Iowa’s Child Care Search tool ameliorates the workforce/child care problem.

Developed in partnership with HHS and ISU, this public-facing dashboard allows users of all technology comfort levels to access Iowa Child Care Search to find child care through an array of criteria.

By starting with the number and ages of children for which they are seeking care, users can see which providers have slots available. Inputting addresses for home and work to the tool brings up a map to which users can even add additional stops (like carpool pick-ups or school drop-offs). Provider locations populate the map with availability differentiated by color and facility type by icon. Clicking the provider provides further information such as certifications, specialties, and transportation availability.

Iowa Child Care Search has access points from many state and associated websites where families are likely to seek child care information, making it an easy-to-find one-stop resource to dramatically reduce the heavy lift of connecting to quality child care.

Iowa leads the way in workforce/child care solutions.

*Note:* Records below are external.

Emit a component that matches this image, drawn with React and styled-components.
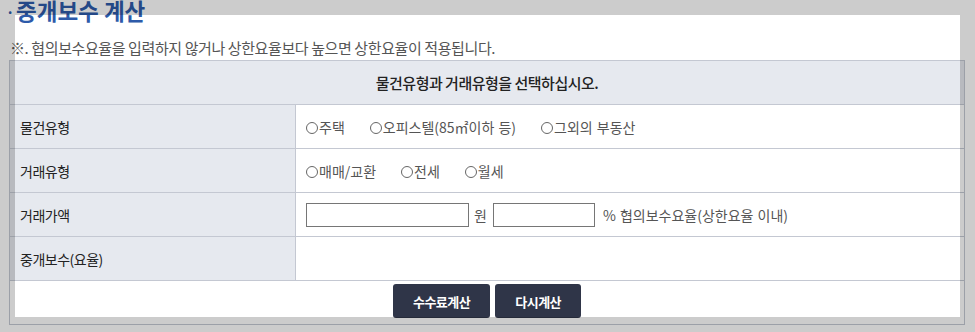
import React from "react";
import styled, { createGlobalStyle } from "styled-components";

const GlobalStyle = createGlobalStyle`
  html, body { margin: 0; padding: 0; background: #ffffff; }
  body {
    font-family: "Noto Sans CJK KR", "Noto Sans", sans-serif;
    font-size: 14px;
    color: #333;
  }
  * { box-sizing: border-box; }
`;

const LINE = "#c4c8d2";

const Page = styled.div`
  width: 965px;
  padding-left: 9px;
`;

const Title = styled.h2`
  margin: -1px 0 0;
  height: 27px;
  font-size: 22.5px;
  line-height: 22px;
  font-weight: 700;
  color: #2d5aa9;
  display: flex;
  align-items: flex-start;
`;

const Dot = styled.span`
  width: 10px;
  font-size: 14px;
  margin: 3px 0 0 -3px;
  line-height: 20px;
`;

const Note = styled.p`
  margin: 12px 0 0 1px;
  font-size: 15px;
  line-height: 20px;
  letter-spacing: -0.4px;
  color: #555;
`;

const Frame = styled.div`
  margin-top: 2px;
  width: 956px;
  border: 1px solid ${LINE};
`;

const HeaderRow = styled.div`
  height: 44px;
  border-bottom: 1px solid ${LINE};
  background: #e6e9ef;
  display: flex;
  align-items: center;
  justify-content: center;
  font-size: 15px;
  font-weight: 500;
  letter-spacing: -0.5px;
  color: #222;
`;

const Row = styled.div`
  height: 44px;
  border-bottom: 1px solid ${LINE};
  display: grid;
  grid-template-columns: 286px 1fr;
`;

const Label = styled.div`
  background: #e6e9ef;
  border-right: 1px solid ${LINE};
  display: flex;
  align-items: center;
  padding-left: 10px;
  font-size: 14px;
  letter-spacing: -0.5px;
  color: #222;
`;

const Value = styled.div`
  display: flex;
  align-items: center;
  gap: ${(p) => p.$gap || 0}px;
  padding-left: 10px;
  font-size: 14px;
  word-spacing: 1px;
  color: #555;
`;

const RadioLabel = styled.label`
  display: inline-flex;
  align-items: center;
  cursor: pointer;
`;

const Radio = styled.input.attrs({ type: "radio" })`
  appearance: none;
  -webkit-appearance: none;
  width: 12px;
  height: 12px;
  margin: 3px 1px 0 0;
  border: 1px solid #666;
  border-radius: 50%;
  background: #fff;
`;

const TextInput = styled.input.attrs({ type: "text" })`
  width: ${(p) => p.$w}px;
  height: 24px;
  border: 1px solid #767676;
  border-radius: 0;
  padding: 0 4px;
  font-size: 13px;
  background: #fff;
  margin: 0;
`;

const Unit = styled.span`
  margin: 0 ${(p) => p.$right}px 0 ${(p) => p.$left}px;
`;

const ButtonBar = styled.div`
  display: flex;
  justify-content: center;
  gap: 5px;
  padding: 3px 0 6px;
`;

const Button = styled.button`
  height: 34px;
  padding: 0 20px;
  border: none;
  border-radius: 3px;
  background: #2f3548;
  color: #fff;
  font-family: "Noto Sans CJK KR", sans-serif;
  font-size: 13px;
  font-weight: 700;
  letter-spacing: -0.5px;
  cursor: pointer;
`;

const Spotlight = styled.div`
  position: absolute;
  left: 15px;
  top: 15px;
  width: 945px;
  height: 302px;
  box-shadow: 0 0 0 3000px rgba(0, 0, 0, 0.2);
  pointer-events: none;
`;

export default function App() {
  return (
    <>
      <GlobalStyle />
      <Page>
        <Title>
          <Dot>·</Dot>중개보수 계산
        </Title>
        <Note>※. 협의보수요율을 입력하지 않거나 상한요율보다 높으면 상한요율이 적용됩니다.</Note>
        <Frame>
          <HeaderRow>물건유형과 거래유형을 선택하십시오.</HeaderRow>
          <Row>
            <Label>물건유형</Label>
            <Value $gap={25}>
              <RadioLabel><Radio name="obj" />주택</RadioLabel>
              <RadioLabel><Radio name="obj" />오피스텔(85㎡이하 등)</RadioLabel>
              <RadioLabel><Radio name="obj" />그외의 부동산</RadioLabel>
            </Value>
          </Row>
          <Row>
            <Label>거래유형</Label>
            <Value $gap={25}>
              <RadioLabel><Radio name="deal" />매매/교환</RadioLabel>
              <RadioLabel><Radio name="deal" />전세</RadioLabel>
              <RadioLabel><Radio name="deal" />월세</RadioLabel>
            </Value>
          </Row>
          <Row>
            <Label>거래가액</Label>
            <Value>
              <TextInput $w={163} />
              <Unit $left={5} $right={6}>원</Unit>
              <TextInput $w={102} />
              <Unit $left={8} $right={0}>% 협의보수요율(상한요율 이내)</Unit>
            </Value>
          </Row>
          <Row>
            <Label>중개보수(요율)</Label>
            <Value />
          </Row>
          <ButtonBar>
            <Button>수수료계산</Button>
            <Button>다시계산</Button>
          </ButtonBar>
        </Frame>
      </Page>
      <Spotlight />
    </>
  );
}
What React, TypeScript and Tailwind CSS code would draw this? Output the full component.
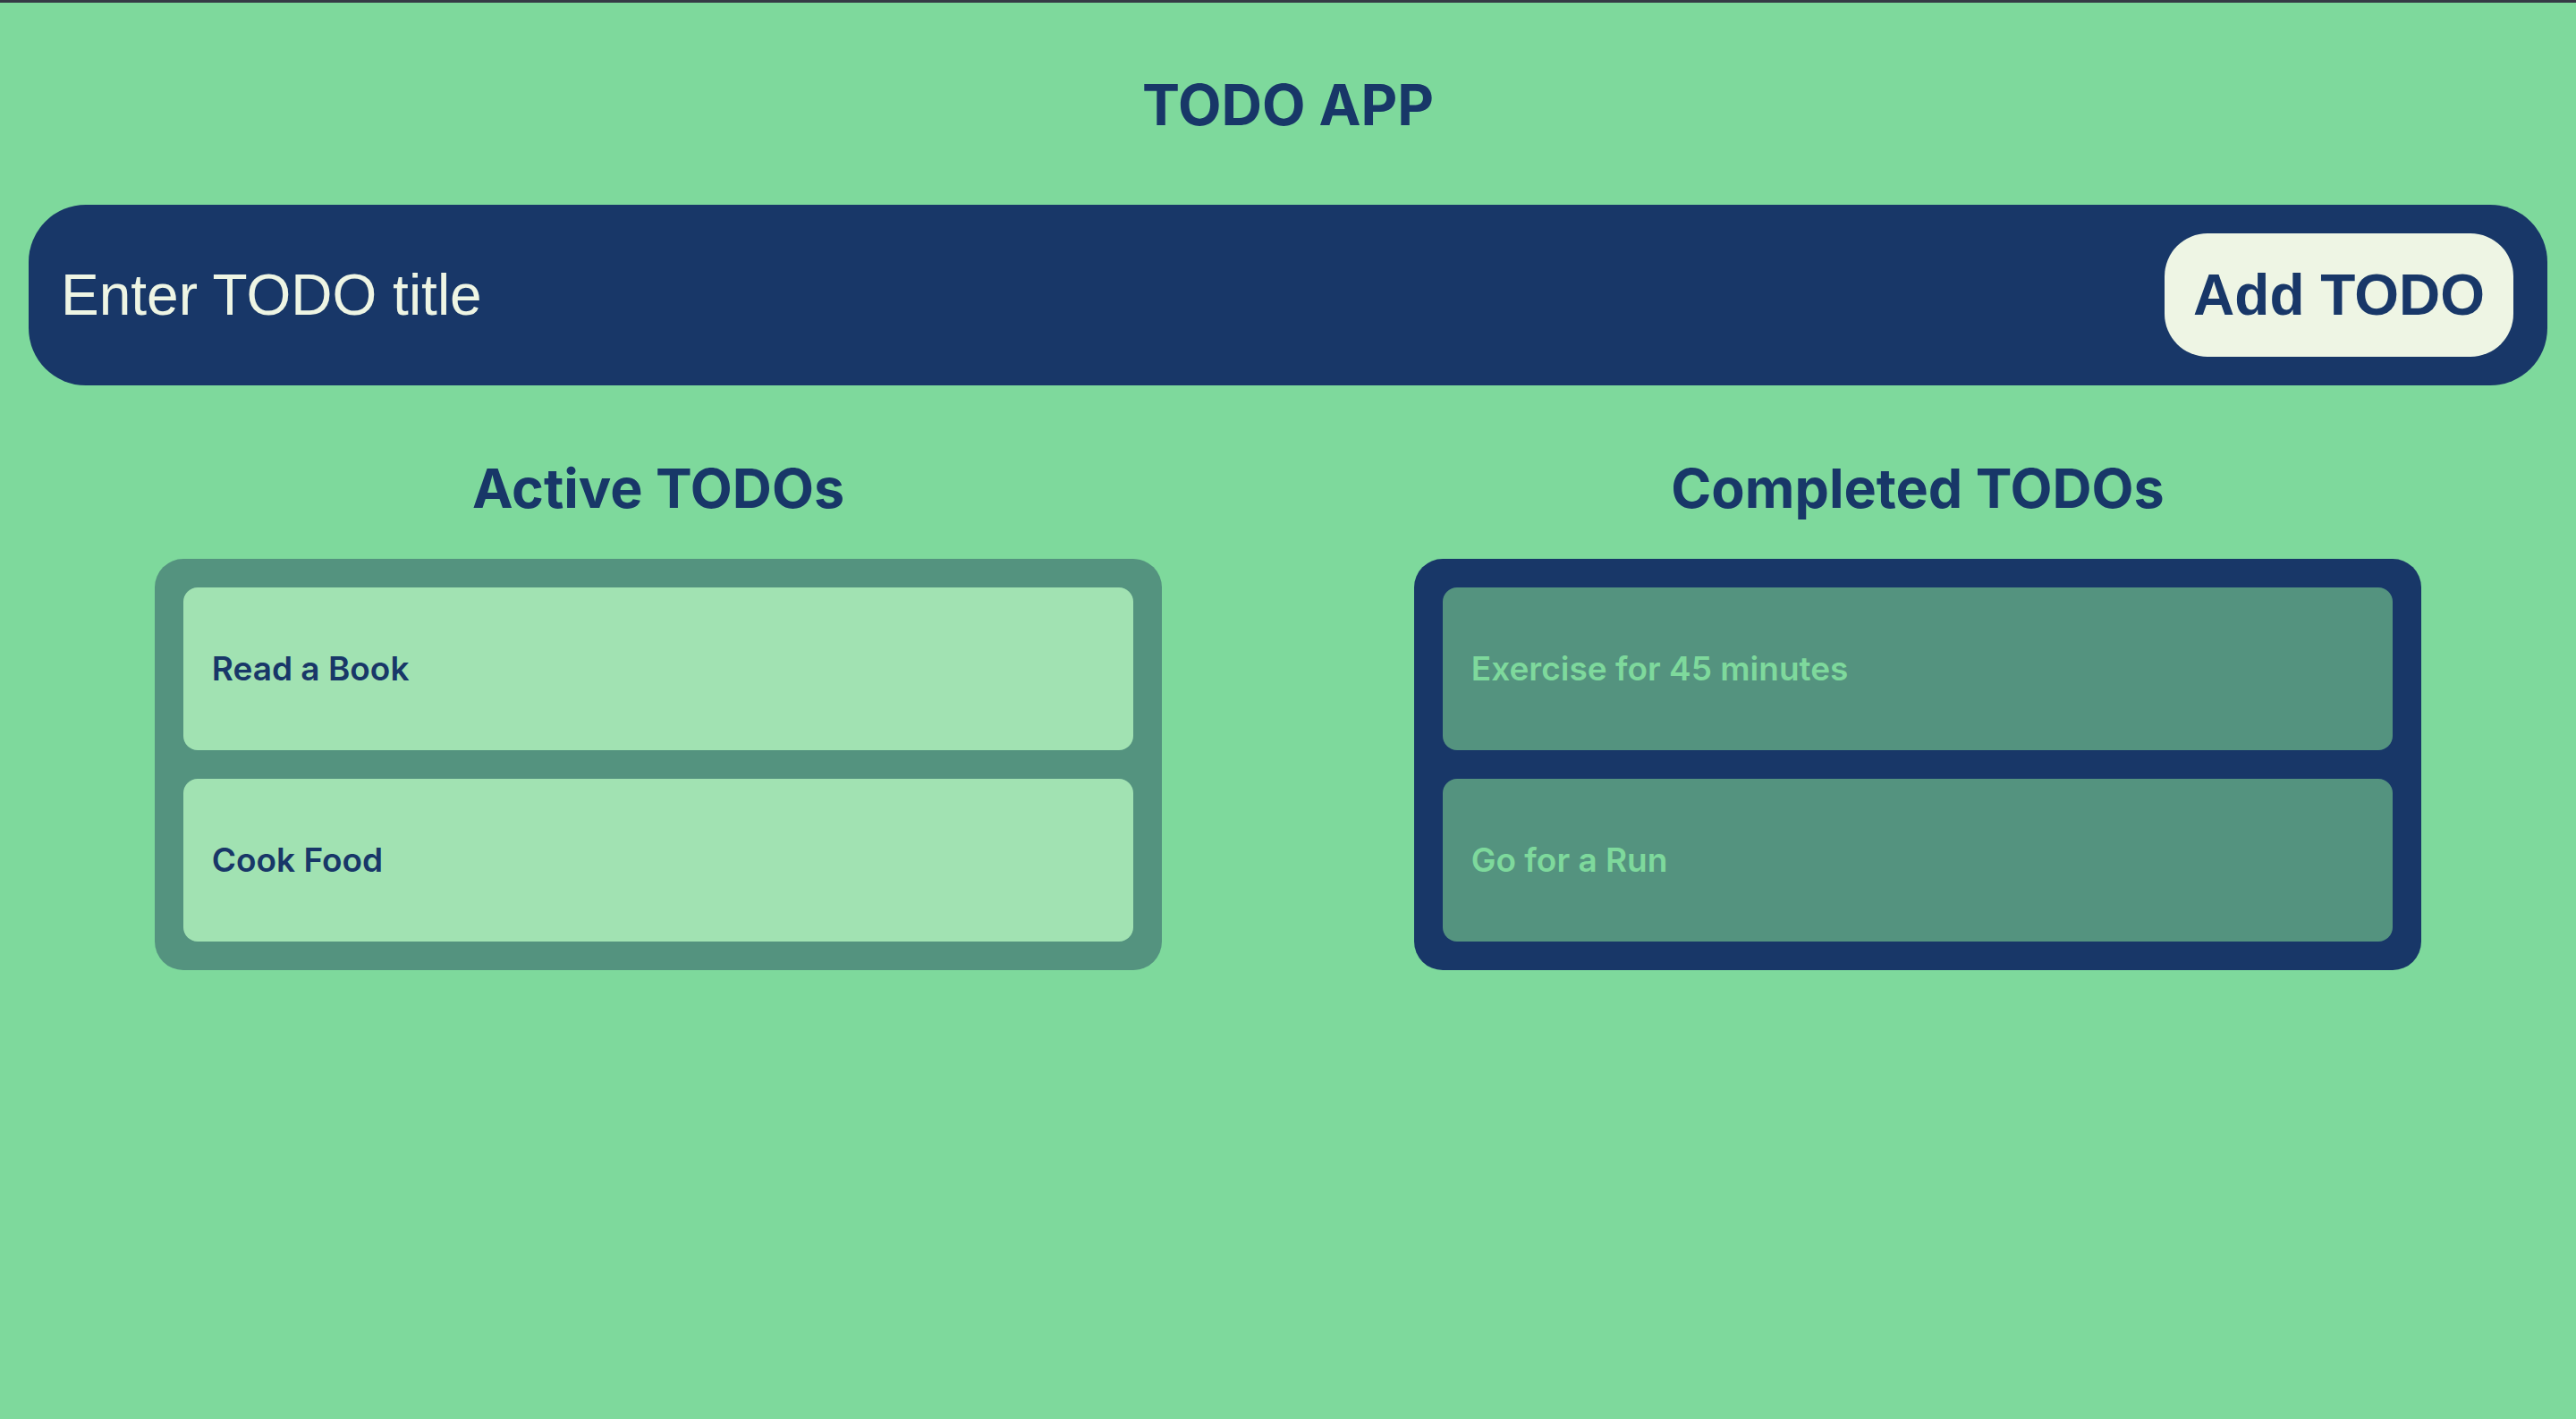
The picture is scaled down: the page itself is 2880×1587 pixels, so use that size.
import { useState } from "react";

type Todo = { id: number; title: string; done: boolean };

const initialTodos: Todo[] = [
  { id: 1, title: "Read a Book", done: false },
  { id: 2, title: "Cook Food", done: false },
  { id: 3, title: "Exercise for 45 minutes", done: true },
  { id: 4, title: "Go for a Run", done: true },
];

function TodoList({ heading, todos, done }: { heading: string; todos: Todo[]; done: boolean }) {
  return (
    <div className="flex flex-col items-center">
      <h2 className="text-[61px] font-bold leading-[normal] text-[#183768]">{heading}</h2>
      <ul
        className={`mt-[42px] w-4/5 rounded-[32px] p-8 flex flex-col gap-8 ${
          done ? "bg-[#183768]" : "bg-[#54937f]"
        }`}
      >
        {todos.map((todo) => (
          <li
            key={todo.id}
            className={`rounded-2xl px-8 py-16 text-[37px] leading-[54px] font-semibold ${
              done ? "bg-[#54937f] text-[#7ed99c]" : "bg-[#a1e2b2] text-[#183768]"
            }`}
          >
            {todo.title}
          </li>
        ))}
      </ul>
    </div>
  );
}

export default function App() {
  const [todos] = useState<Todo[]>(initialTodos);
  const [title, setTitle] = useState("");

  return (
    <div className="min-h-screen bg-[#7ed99c] border-t-[3px] border-[#353a45] font-['Inter',sans-serif]">
      <h1 className="pt-[76px] text-center text-[63px] font-bold leading-[normal] text-[#183768]">TODO APP</h1>

      <form
        className="mx-8 mt-[74px] flex items-center gap-8 rounded-[64px] bg-[#183768] py-8 pl-[36px] pr-[38px]"
        onSubmit={(e) => e.preventDefault()}
      >
        <input
          value={title}
          onChange={(e) => setTitle(e.target.value)}
          placeholder="Enter TODO title"
          className="flex-1 min-w-0 bg-transparent outline-none text-[64px] leading-[normal] text-[#eef5e4] placeholder:text-[#eef5e4] font-['Liberation_Sans',Arial,sans-serif]"
        />
        <button
          type="submit"
          className="rounded-[48px] bg-[#eef5e4] p-8 text-[64px] leading-[normal] font-bold text-[#183768] font-['Liberation_Sans',Arial,sans-serif]"
        >
          Add TODO
        </button>
      </form>

      <div className="mt-[78px] grid grid-cols-2 px-8">
        <TodoList heading="Active TODOs" todos={todos.filter((t) => !t.done)} done={false} />
        <TodoList heading="Completed TODOs" todos={todos.filter((t) => t.done)} done={true} />
      </div>
    </div>
  );
}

Today, Iowa families are among the first to have accurate child care availability numbers at their fingertips. Iowa has a system that offers daily insights into overall child care supply and demand, and an accurate, comprehensive public-facing portal to connect families with the child care they seek.

The supply and demand dashboard insights support decision-making, from workforce strategies to child care provider recruitment and retention to ultimately, legislative initiatives.

The public-facing portal quite simply makes life better and easier for families, child care providers, and employers.